**Exercise instructions**:
Count, in the entries below, the lines in which "this" occurs. Give the number, nothing more.

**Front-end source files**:
----------------------------------------

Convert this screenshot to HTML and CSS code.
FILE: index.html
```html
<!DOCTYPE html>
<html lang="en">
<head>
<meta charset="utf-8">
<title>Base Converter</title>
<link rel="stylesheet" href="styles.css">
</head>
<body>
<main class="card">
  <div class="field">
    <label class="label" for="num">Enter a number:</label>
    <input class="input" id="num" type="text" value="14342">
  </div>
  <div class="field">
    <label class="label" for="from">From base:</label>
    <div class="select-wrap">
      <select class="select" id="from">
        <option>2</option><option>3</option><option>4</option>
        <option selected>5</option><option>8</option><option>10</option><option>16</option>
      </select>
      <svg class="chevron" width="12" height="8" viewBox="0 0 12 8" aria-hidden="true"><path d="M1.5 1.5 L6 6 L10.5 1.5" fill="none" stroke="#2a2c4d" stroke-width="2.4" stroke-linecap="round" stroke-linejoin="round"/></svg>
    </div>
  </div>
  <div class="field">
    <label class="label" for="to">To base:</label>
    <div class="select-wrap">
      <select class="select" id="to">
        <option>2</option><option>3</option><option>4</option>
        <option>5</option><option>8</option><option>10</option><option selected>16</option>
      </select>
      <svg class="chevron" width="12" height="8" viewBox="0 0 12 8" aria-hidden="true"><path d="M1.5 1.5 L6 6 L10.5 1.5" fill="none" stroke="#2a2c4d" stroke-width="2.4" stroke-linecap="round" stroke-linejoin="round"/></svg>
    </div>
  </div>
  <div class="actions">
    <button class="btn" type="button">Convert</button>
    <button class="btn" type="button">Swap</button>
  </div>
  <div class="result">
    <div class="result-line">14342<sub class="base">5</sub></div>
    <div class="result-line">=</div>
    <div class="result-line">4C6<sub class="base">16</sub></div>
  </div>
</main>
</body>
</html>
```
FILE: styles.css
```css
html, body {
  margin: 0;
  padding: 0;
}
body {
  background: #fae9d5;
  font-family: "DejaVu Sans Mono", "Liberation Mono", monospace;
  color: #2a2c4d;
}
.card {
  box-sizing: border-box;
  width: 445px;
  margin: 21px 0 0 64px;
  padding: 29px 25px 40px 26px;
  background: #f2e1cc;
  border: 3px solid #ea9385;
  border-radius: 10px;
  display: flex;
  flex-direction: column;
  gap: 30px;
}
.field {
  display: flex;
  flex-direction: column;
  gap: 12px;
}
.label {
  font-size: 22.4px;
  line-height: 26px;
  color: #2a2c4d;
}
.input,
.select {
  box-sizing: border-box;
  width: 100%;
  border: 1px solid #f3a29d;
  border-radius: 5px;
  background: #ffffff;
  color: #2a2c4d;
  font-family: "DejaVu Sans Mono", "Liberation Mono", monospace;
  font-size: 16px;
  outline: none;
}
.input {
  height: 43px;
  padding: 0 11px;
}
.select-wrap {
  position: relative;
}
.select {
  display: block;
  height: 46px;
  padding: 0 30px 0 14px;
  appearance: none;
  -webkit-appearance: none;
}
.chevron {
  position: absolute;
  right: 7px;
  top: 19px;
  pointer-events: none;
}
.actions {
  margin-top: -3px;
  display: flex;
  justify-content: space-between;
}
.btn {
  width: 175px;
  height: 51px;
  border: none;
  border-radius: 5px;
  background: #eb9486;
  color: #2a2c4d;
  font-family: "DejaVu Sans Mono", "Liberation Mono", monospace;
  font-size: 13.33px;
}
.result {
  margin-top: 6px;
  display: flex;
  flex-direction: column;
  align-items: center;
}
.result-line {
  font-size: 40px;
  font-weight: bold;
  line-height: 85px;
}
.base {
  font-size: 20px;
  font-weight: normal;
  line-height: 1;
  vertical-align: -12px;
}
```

----------------------------------------

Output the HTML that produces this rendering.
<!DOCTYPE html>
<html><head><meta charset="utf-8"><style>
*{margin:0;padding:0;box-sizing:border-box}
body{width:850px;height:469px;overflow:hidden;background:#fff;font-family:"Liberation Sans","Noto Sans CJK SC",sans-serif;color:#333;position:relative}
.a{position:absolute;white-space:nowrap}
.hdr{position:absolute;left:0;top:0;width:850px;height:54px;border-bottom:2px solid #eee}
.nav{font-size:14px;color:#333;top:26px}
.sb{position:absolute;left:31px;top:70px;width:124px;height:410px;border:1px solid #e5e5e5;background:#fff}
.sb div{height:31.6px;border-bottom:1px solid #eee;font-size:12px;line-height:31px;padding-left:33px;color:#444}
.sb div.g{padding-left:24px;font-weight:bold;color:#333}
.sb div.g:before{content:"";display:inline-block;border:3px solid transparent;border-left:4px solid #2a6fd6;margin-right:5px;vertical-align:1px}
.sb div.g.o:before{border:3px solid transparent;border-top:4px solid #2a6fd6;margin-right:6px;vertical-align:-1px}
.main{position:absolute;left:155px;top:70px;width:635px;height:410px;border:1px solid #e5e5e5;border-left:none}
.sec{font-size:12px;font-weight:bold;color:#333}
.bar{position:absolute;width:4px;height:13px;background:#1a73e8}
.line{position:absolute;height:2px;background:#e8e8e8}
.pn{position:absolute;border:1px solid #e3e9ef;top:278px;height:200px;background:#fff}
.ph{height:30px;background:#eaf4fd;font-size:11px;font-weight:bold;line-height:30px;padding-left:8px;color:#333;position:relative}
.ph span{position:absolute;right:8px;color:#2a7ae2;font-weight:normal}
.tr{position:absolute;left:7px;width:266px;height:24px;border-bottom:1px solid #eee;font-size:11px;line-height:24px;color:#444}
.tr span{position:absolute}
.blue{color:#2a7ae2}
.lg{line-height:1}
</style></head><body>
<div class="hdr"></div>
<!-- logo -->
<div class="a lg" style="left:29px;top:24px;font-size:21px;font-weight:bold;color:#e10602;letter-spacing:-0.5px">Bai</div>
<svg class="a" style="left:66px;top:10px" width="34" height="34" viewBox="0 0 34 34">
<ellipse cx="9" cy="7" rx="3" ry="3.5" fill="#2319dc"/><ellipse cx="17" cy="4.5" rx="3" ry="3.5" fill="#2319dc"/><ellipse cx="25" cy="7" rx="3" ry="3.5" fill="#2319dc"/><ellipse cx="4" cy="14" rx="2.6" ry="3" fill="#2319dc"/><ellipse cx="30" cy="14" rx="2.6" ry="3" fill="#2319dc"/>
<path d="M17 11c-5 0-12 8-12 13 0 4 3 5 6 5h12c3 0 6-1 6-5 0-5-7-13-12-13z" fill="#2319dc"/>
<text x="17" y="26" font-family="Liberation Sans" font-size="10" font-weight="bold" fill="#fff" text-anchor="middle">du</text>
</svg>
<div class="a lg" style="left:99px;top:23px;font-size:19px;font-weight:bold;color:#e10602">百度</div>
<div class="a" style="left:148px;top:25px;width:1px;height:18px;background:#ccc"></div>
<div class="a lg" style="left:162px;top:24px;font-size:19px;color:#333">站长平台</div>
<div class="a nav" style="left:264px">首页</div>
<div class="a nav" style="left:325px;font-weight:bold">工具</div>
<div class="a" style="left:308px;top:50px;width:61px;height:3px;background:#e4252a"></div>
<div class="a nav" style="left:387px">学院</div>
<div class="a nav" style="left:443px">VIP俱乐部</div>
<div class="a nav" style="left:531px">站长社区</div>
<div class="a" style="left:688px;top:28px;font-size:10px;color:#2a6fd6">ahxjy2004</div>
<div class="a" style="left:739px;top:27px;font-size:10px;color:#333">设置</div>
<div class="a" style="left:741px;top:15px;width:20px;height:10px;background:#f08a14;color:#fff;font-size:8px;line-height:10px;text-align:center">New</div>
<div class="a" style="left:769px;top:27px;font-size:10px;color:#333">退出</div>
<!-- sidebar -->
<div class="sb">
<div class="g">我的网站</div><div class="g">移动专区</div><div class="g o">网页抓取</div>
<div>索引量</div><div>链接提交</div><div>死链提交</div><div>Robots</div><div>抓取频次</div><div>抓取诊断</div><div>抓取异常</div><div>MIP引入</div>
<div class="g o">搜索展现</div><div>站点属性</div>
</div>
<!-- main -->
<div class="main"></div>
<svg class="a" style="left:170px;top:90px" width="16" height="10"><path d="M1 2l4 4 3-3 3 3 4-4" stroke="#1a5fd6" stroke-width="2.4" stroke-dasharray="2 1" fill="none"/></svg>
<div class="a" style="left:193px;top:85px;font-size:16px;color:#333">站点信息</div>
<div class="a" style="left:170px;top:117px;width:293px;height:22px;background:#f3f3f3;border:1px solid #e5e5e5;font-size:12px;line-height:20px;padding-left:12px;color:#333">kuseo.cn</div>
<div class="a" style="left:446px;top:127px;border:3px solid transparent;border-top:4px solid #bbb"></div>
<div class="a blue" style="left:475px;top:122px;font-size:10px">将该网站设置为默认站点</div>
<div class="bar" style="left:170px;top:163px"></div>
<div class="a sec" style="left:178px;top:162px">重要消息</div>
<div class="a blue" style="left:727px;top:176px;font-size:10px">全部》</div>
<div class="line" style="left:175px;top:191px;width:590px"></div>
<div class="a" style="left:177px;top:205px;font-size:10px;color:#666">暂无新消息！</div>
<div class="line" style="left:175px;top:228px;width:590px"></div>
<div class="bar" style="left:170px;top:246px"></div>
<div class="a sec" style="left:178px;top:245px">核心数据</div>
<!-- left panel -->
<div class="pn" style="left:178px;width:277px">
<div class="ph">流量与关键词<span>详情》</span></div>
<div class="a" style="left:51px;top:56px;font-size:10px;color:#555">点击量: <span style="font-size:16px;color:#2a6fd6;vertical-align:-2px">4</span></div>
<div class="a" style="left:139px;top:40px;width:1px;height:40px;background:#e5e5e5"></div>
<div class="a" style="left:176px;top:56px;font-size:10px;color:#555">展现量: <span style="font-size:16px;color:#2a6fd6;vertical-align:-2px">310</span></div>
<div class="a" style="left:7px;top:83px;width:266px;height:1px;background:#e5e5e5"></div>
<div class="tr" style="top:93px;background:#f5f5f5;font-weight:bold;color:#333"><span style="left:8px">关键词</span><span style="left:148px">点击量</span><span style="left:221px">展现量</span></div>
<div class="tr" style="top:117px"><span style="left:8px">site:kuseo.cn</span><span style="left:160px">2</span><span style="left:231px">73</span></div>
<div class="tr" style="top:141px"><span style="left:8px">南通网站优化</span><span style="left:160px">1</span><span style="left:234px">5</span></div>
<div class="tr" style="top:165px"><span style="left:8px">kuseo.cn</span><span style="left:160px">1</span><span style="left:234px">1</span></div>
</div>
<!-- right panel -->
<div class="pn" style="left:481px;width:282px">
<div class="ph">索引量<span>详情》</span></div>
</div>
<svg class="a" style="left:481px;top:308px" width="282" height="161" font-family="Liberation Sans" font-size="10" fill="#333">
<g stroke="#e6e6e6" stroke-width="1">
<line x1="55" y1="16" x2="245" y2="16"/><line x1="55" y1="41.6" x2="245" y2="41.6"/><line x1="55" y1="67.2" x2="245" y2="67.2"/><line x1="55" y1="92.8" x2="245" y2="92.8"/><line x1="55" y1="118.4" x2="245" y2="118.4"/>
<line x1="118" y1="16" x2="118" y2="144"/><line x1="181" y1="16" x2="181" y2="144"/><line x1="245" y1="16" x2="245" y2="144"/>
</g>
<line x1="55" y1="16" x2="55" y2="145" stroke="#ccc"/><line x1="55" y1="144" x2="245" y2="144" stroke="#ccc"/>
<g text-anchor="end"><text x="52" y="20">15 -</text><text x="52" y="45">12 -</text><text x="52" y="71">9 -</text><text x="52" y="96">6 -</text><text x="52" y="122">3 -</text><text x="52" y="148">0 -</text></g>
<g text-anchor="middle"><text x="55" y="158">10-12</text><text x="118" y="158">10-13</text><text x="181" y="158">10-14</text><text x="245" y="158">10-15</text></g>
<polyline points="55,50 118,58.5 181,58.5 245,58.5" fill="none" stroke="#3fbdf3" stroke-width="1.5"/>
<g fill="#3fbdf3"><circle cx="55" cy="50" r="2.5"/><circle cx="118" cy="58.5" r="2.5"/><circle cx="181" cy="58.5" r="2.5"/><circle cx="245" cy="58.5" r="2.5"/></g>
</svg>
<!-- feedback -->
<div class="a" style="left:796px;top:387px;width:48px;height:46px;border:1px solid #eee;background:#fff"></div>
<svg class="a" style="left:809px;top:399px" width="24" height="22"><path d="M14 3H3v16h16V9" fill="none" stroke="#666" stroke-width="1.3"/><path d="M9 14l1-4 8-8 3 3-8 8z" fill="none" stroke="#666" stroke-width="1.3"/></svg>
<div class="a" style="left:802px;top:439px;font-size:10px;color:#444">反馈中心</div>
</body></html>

----------------------------------------

**Output**:
2